A couple of quick disclaimers: I am not an expert at reading budget documents; I am confused by the Justice and Public Safety Line Item Budget, here, which doesn’t seem to incorporate the changes recommended in the main recommended budget, here; and the following list does not include every criminal-justice-related proposal in the recommended budget. So I encourage everyone to take a look at all the released budget documents for a complete picture. Having said that, here are some of the major components of the Governor’s proposal:

  • Cuts to the court system. The Governor would cut $3.5 million from the court system through a “voluntary reduction in force,” would eliminate a $671,000 pass-through appropriation to the State Bar, and would eliminate all funding for the Conference of District Attorneys and the Clerk’s Conference.
  • Additions to the court system. The Governor would appropriate $3.4 million to create drug treatment courts, add $1 million to pay for interpreters, experts, and juror fees, and spend about $727,000 to add 16 magistrate positions in counties that have only three magistrates each.
  • Cuts to indigent defense.
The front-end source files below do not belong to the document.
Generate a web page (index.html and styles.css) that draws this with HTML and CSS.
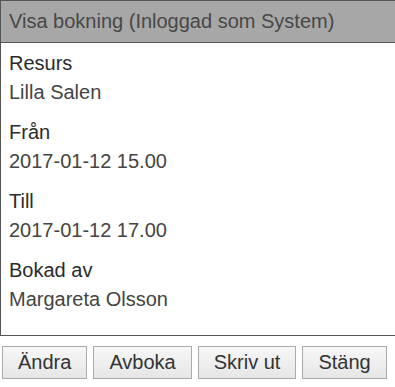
FILE: index.html
```html
<!DOCTYPE html>
<html lang="sv">
<head>
    <meta charset="UTF-8">
    <meta name="viewport" content="width=device-width, initial-scale=1.0">
    <title>Visa bokning</title>
    <link rel="stylesheet" href="styles.css">
</head>
<body>
    <div class="dialog">
        <div class="dialog-title">Visa bokning (Inloggad som System)</div>
        <div class="dialog-body">
            <div class="field">
                <div class="label">Resurs</div>
                <div class="value">Lilla Salen</div>
            </div>
            <div class="field">
                <div class="label">Från</div>
                <div class="value">2017-01-12 15.00</div>
            </div>
            <div class="field">
                <div class="label">Till</div>
                <div class="value">2017-01-12 17.00</div>
            </div>
            <div class="field">
                <div class="label">Bokad av</div>
                <div class="value">Margareta Olsson</div>
            </div>
        </div>
    </div>
    <div class="actions">
        <button class="btn">Ändra</button>
        <button class="btn">Avboka</button>
        <button class="btn">Skriv ut</button>
        <button class="btn">Stäng</button>
    </div>
</body>
</html>
```

FILE: styles.css
```css
* {
    margin: 0;
    padding: 0;
    box-sizing: border-box;
}

html, body {
    overflow: hidden;
}

body {
    font-family: 'Liberation Sans', Arial, sans-serif;
    font-size: 20px;
    color: #444444;
    background: #ffffff;
}

/* right edge of the dialog sits just outside the window */
.dialog {
    border: 1px solid #555555;
    margin-right: -4px;
}

.dialog-title {
    background-color: #a7a7a7;
    border-bottom: 1px solid #555555;
    height: 42px;
    line-height: 40px;
    padding: 0 8px;
    color: #484848;
}

.dialog-body {
    padding: 6px 8px 10px;
}

.field {
    margin-bottom: 11px;
    line-height: 29px;
}

.label {
    color: #2b2b2b;
}

.value {
    color: #444444;
}

.actions {
    display: flex;
    gap: 6px;
    padding: 10px 2px;
}

.btn {
    font-family: inherit;
    font-size: 20px;
    color: #333333;
    height: 33px;
    padding: 0 15px;
    border: 1px solid #aaaaaa;
    background: linear-gradient(#f7f7f7, #e6e6e6);
    cursor: pointer;
}
```
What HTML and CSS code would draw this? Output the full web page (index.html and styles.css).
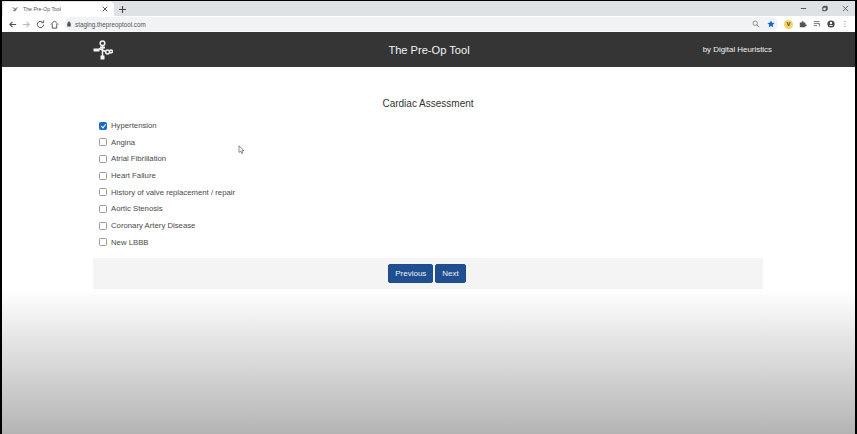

The Governor recommends cutting $259,000 from the public defender system by “[e]fficiencies gained through increased partnership with the School of Government for training” and other means, and cutting $231,000 from Prisoner Legal Services “to reflect the declining number of inmates” in prison.
  • Additions to indigent defense. The Governor would make a one-time $5 million appropriation to pay court-appointed attorneys’ fees, and would spend several hundred thousand dollars to “update and maintain the case management system used by public defenders.”
  • Attorney General. The Governor would move 210 attorneys and support staff who provide service to state agencies out from under the Attorney General and into the agencies with which they work. The News and Observer discusses this proposal here; apparently, the positions in question were part of the various agencies until 20 years ago, when they were collected under the Attorney General. The Governor also proposes to cut almost $1 million annually by reducing vacant positions within the AG’s office.
  • SBI labs. The Governor recommends spending several million dollars to “add[] positions, lab space, and equipment” to allow the Western and Triad labs to do DNA and toxicology analysis, and proposes a one-time allocation of $573,000 to “replace and modernize equipment in the State Crime Lab.”
  • Corrections. The Governor recommends closing Wayne, Bladen, Duplin, and Robeson prisons, and Western Youth Institution, saving $20 million, in light of a declining number of inmates. He also proposes hiring hundreds of new probation officers to bring caseloads down, as well as expanding the use of GPS monitoring of supervisees.

The budget also targets the UNC system for substantial cuts. In most instances, the university system would have some flexibility about where to cut, so it is not clear what effect the cuts would have on the School of Government or any other specific part of the university.

2 thoughts on “The Governor’s Budget”

  1. Some good, some bad, some not so bad. We have to have a balanced budget in NC, unlike Congress and the White House where “balanced” is a mystery word from the White House to the Outhouse, to wit, Congress. Now, it’s time for the honorables in the State House to pontificate for a few months and lobbyists to start billing hours. I wonder if the spending by the Legislature will continue the long tradition of raiding the Powell Bill funds, i.e., the highway fund and stick a few hundred million dollars of our gas tax money into the state General Fund? Meanwhile, Powell Bill money is on the decline and our roads and highways continue falling apart.